Take the lines from the top down to and including the one with "import React from" and repeat them exactly. Omit images.
# start of Source excerpt
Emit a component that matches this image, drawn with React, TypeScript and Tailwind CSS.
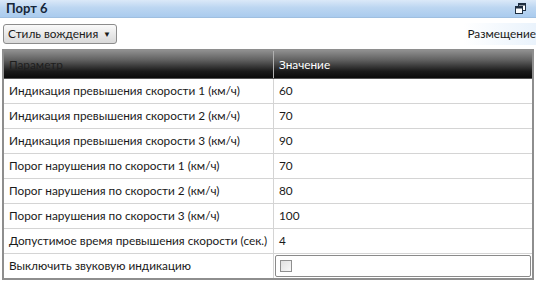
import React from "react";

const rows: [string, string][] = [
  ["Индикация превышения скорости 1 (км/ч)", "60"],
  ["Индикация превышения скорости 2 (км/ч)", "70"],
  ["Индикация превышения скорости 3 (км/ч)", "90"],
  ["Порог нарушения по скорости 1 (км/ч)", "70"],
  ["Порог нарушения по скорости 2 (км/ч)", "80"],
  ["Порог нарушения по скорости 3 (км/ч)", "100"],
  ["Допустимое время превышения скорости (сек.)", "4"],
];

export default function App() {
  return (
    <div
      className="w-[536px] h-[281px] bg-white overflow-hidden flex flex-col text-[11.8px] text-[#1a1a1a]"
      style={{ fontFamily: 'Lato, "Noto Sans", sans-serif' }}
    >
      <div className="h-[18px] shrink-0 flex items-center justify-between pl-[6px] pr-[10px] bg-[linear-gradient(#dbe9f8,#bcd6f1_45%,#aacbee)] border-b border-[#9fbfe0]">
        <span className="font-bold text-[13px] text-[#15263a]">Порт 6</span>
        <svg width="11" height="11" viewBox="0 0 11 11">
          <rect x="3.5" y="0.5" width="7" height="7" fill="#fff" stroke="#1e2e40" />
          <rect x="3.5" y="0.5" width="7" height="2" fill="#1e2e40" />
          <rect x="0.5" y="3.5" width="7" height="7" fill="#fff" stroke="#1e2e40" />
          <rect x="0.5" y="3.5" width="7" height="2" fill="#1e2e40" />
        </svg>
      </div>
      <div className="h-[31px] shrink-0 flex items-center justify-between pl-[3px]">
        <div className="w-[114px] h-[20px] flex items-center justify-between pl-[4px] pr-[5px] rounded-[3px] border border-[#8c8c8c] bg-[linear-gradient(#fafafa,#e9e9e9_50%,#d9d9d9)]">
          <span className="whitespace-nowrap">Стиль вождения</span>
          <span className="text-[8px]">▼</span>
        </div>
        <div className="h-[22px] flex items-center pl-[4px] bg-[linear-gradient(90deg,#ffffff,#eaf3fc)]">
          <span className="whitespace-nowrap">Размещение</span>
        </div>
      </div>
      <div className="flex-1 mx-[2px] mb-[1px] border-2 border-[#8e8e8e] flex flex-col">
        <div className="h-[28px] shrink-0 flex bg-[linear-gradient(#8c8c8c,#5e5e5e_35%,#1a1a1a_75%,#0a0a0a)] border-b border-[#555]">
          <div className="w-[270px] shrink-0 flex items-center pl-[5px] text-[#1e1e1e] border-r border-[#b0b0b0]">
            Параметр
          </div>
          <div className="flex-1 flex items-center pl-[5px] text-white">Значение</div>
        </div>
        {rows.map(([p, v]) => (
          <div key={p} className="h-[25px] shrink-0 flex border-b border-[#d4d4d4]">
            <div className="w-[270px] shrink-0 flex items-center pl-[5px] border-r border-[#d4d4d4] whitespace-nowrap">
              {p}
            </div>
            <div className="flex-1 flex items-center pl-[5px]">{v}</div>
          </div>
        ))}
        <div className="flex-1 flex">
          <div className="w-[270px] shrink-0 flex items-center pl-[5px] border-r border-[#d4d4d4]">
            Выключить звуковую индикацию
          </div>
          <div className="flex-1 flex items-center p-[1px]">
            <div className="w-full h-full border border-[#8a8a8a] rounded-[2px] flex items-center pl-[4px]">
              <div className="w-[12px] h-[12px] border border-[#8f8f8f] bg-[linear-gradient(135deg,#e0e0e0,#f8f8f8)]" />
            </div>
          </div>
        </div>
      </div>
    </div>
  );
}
# end of Source excerpt
● **Solution**
Emit a component that matches this image, drawn with React, TypeScript and Tailwind CSS.
import React from "react";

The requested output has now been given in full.